▶ Exercise: Transcribe everything in the data word for word. Pictures are left out.

▶ Raw data:
= = =

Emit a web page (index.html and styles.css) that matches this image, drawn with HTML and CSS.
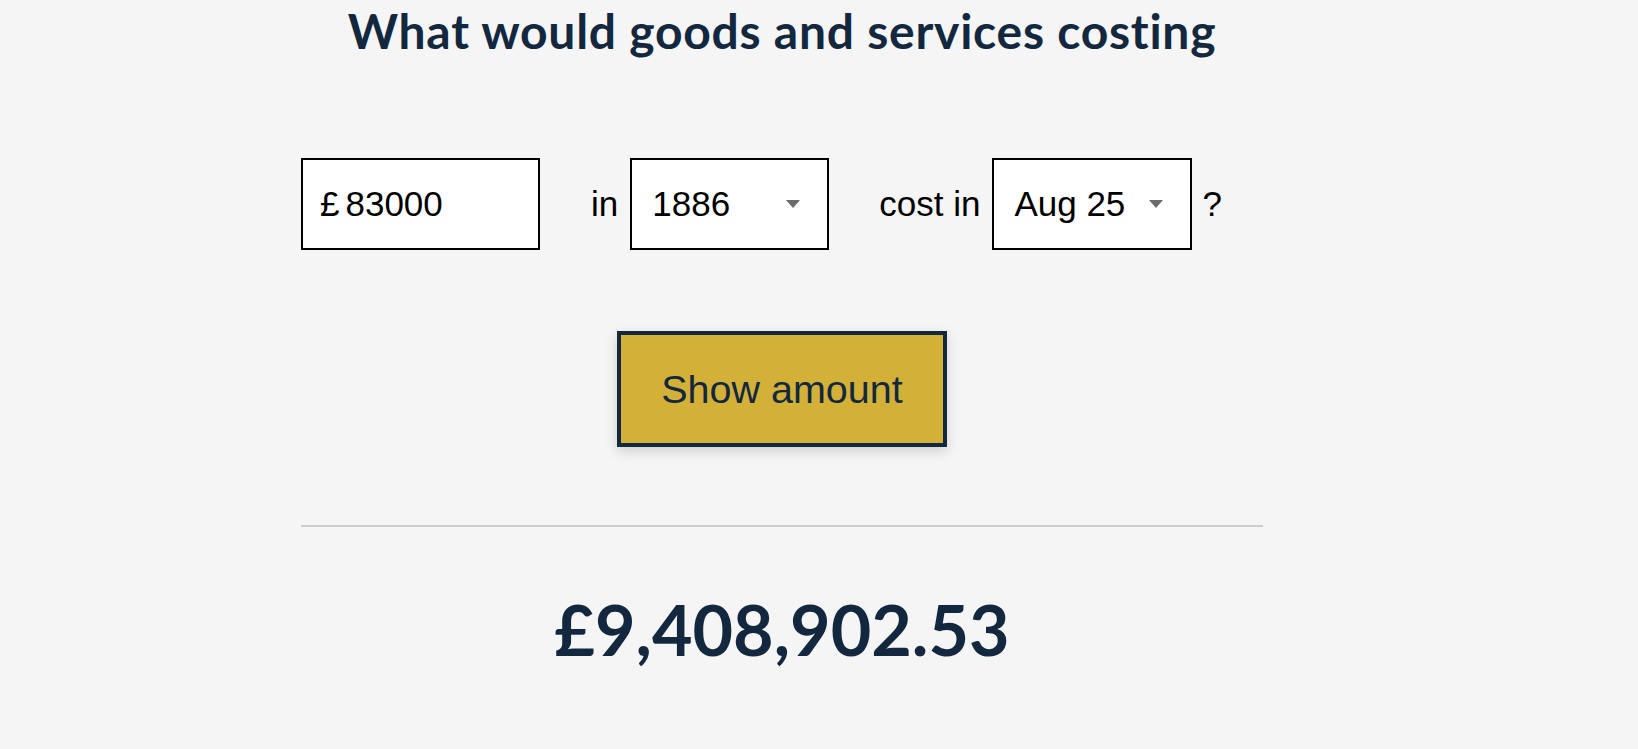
FILE: index.html
```html
<!DOCTYPE html>
<html lang="en">
<head>
<meta charset="utf-8">
<title>Inflation calculator</title>
<link rel="stylesheet" href="styles.css">
</head>
<body>
<main class="calc">
  <h1 class="calc-title">What would goods and services costing</h1>
  <form class="calc-form">
    <div class="calc-row">
      <label class="field field-amount">
        <span class="currency">£</span>
        <input class="amount-input" type="text" value="83000">
      </label>
      <span class="word word-in">in</span>
      <div class="field field-select field-year">
        <span class="select-value">1886</span>
        <span class="caret"></span>
      </div>
      <span class="word word-cost">cost in</span>
      <div class="field field-select field-month">
        <span class="select-value">Aug 25</span>
        <span class="caret"></span>
      </div>
      <span class="word word-q">?</span>
    </div>
    <div class="calc-actions">
      <button type="button" class="btn-show">Show amount</button>
    </div>
  </form>
  <hr class="divider">
  <p class="result">£9,408,902.53</p>
</main>
</body>
</html>
```
FILE: styles.css
```css
html, body {
  margin: 0;
  padding: 0;
  background: #f5f5f5;
}

body {
  font-family: "Liberation Sans", Arial, sans-serif;
  color: #000;
}

.calc {
  width: 962px;
  margin-left: 301px;
  display: flex;
  flex-direction: column;
}

.calc-title {
  margin: 0;
  padding-top: 3px;
  font-family: Lato, "Noto Sans", sans-serif;
  font-weight: 700;
  font-size: 48px;
  letter-spacing: 0.75px;
  line-height: 56px;
  color: #13283f;
  text-align: center;
}

.calc-form {
  margin: 99px 0 0;
  display: flex;
  flex-direction: column;
}

.calc-row {
  display: flex;
  align-items: center;
  height: 92px;
}

.field {
  box-sizing: border-box;
  height: 92px;
  border: 2px solid #000;
  background: #fff;
  display: flex;
  align-items: center;
  font-size: 35px;
}

.field-amount {
  width: 239px;
  padding-left: 17px;
}

.currency {
  font-size: 35px;
  margin-right: 6px;
}

.amount-input {
  border: 0;
  outline: 0;
  padding: 0;
  margin: 0;
  width: 180px;
  background: transparent;
  font-family: inherit;
  font-size: 35px;
  color: #000;
}

.word {
  font-size: 35px;
}

.word-in {
  margin: 0 12px 0 51px;
}

.word-cost {
  margin: 0 12px 0 50px;
}

.word-q {
  margin-left: 10px;
}

.field-select {
  justify-content: space-between;
  padding: 0 27px 0 20px;
}

.field-year {
  width: 199px;
}

.field-month {
  width: 200px;
}

.caret {
  width: 0;
  height: 0;
  border-left: 7.5px solid transparent;
  border-right: 7.5px solid transparent;
  border-top: 8px solid #6b6b6b;
}

.calc-actions {
  display: flex;
  justify-content: center;
  margin-top: 81px;
}

.btn-show {
  box-sizing: border-box;
  height: 116px;
  padding: 0 40px;
  background: #d3b037;
  border: 4px solid #13283f;
  border-radius: 0;
  color: #13283f;
  font-family: "Liberation Sans", Arial, sans-serif;
  font-size: 39.5px;
  line-height: 46px;
  box-shadow: 0 4px 12px rgba(0, 0, 0, 0.16);
  cursor: pointer;
}

.divider {
  margin: 78px 0 0;
  border: 0;
  height: 2px;
  background: #cccccc;
}

.result {
  margin: 60px 0 0;
  font-family: Lato, "Noto Sans", sans-serif;
  font-weight: 700;
  font-size: 70px;
  line-height: 84px;
  color: #13283f;
  text-align: center;
}
```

= = =

▶ Exercise solution:
Emit a web page (index.html and styles.css) that matches this image, drawn with HTML and CSS.
FILE: index.html
```html
<!DOCTYPE html>
<html lang="en">
<head>
<meta charset="utf-8">
<title>Inflation calculator</title>
<link rel="stylesheet" href="styles.css">
</head>
<body>
<main class="calc">
  <h1 class="calc-title">What would goods and services costing</h1>
  <form class="calc-form">
    <div class="calc-row">
      <label class="field field-amount">
        <span class="currency">£</span>
        <input class="amount-input" type="text" value="83000">
      </label>
      <span class="word word-in">in</span>
      <div class="field field-select field-year">
        <span class="select-value">1886</span>
        <span class="caret"></span>
      </div>
      <span class="word word-cost">cost in</span>
      <div class="field field-select field-month">
        <span class="select-value">Aug 25</span>
        <span class="caret"></span>
      </div>
      <span class="word word-q">?</span>
    </div>
    <div class="calc-actions">
      <button type="button" class="btn-show">Show amount</button>
    </div>
  </form>
  <hr class="divider">
  <p class="result">£9,408,902.53</p>
</main>
</body>
</html>
```
FILE: styles.css
```css
html, body {
  margin: 0;
  padding: 0;
  background: #f5f5f5;
}

body {
  font-family: "Liberation Sans", Arial, sans-serif;
  color: #000;
}

.calc {
  width: 962px;
  margin-left: 301px;
  display: flex;
  flex-direction: column;
}

.calc-title {
  margin: 0;
  padding-top: 3px;
  font-family: Lato, "Noto Sans", sans-serif;
  font-weight: 700;
  font-size: 48px;
  letter-spacing: 0.75px;
  line-height: 56px;
  color: #13283f;
  text-align: center;
}

.calc-form {
  margin: 99px 0 0;
  display: flex;
  flex-direction: column;
}

.calc-row {
  display: flex;
  align-items: center;
  height: 92px;
}

.field {
  box-sizing: border-box;
  height: 92px;
  border: 2px solid #000;
  background: #fff;
  display: flex;
  align-items: center;
  font-size: 35px;
}

.field-amount {
  width: 239px;
  padding-left: 17px;
}

.currency {
  font-size: 35px;
  margin-right: 6px;
}

.amount-input {
  border: 0;
  outline: 0;
  padding: 0;
  margin: 0;
  width: 180px;
  background: transparent;
  font-family: inherit;
  font-size: 35px;
  color: #000;
}

.word {
  font-size: 35px;
}

.word-in {
  margin: 0 12px 0 51px;
}

.word-cost {
  margin: 0 12px 0 50px;
}

.word-q {
  margin-left: 10px;
}

.field-select {
  justify-content: space-between;
  padding: 0 27px 0 20px;
}

.field-year {
  width: 199px;
}

.field-month {
  width: 200px;
}

.caret {
  width: 0;
  height: 0;
  border-left: 7.5px solid transparent;
  border-right: 7.5px solid transparent;
  border-top: 8px solid #6b6b6b;
}

.calc-actions {
  display: flex;
  justify-content: center;
  margin-top: 81px;
}

.btn-show {
  box-sizing: border-box;
  height: 116px;
  padding: 0 40px;
  background: #d3b037;
  border: 4px solid #13283f;
  border-radius: 0;
  color: #13283f;
  font-family: "Liberation Sans", Arial, sans-serif;
  font-size: 39.5px;
  line-height: 46px;
  box-shadow: 0 4px 12px rgba(0, 0, 0, 0.16);
  cursor: pointer;
}

.divider {
  margin: 78px 0 0;
  border: 0;
  height: 2px;
  background: #cccccc;
}

.result {
  margin: 60px 0 0;
  font-family: Lato, "Noto Sans", sans-serif;
  font-weight: 700;
  font-size: 70px;
  line-height: 84px;
  color: #13283f;
  text-align: center;
}
```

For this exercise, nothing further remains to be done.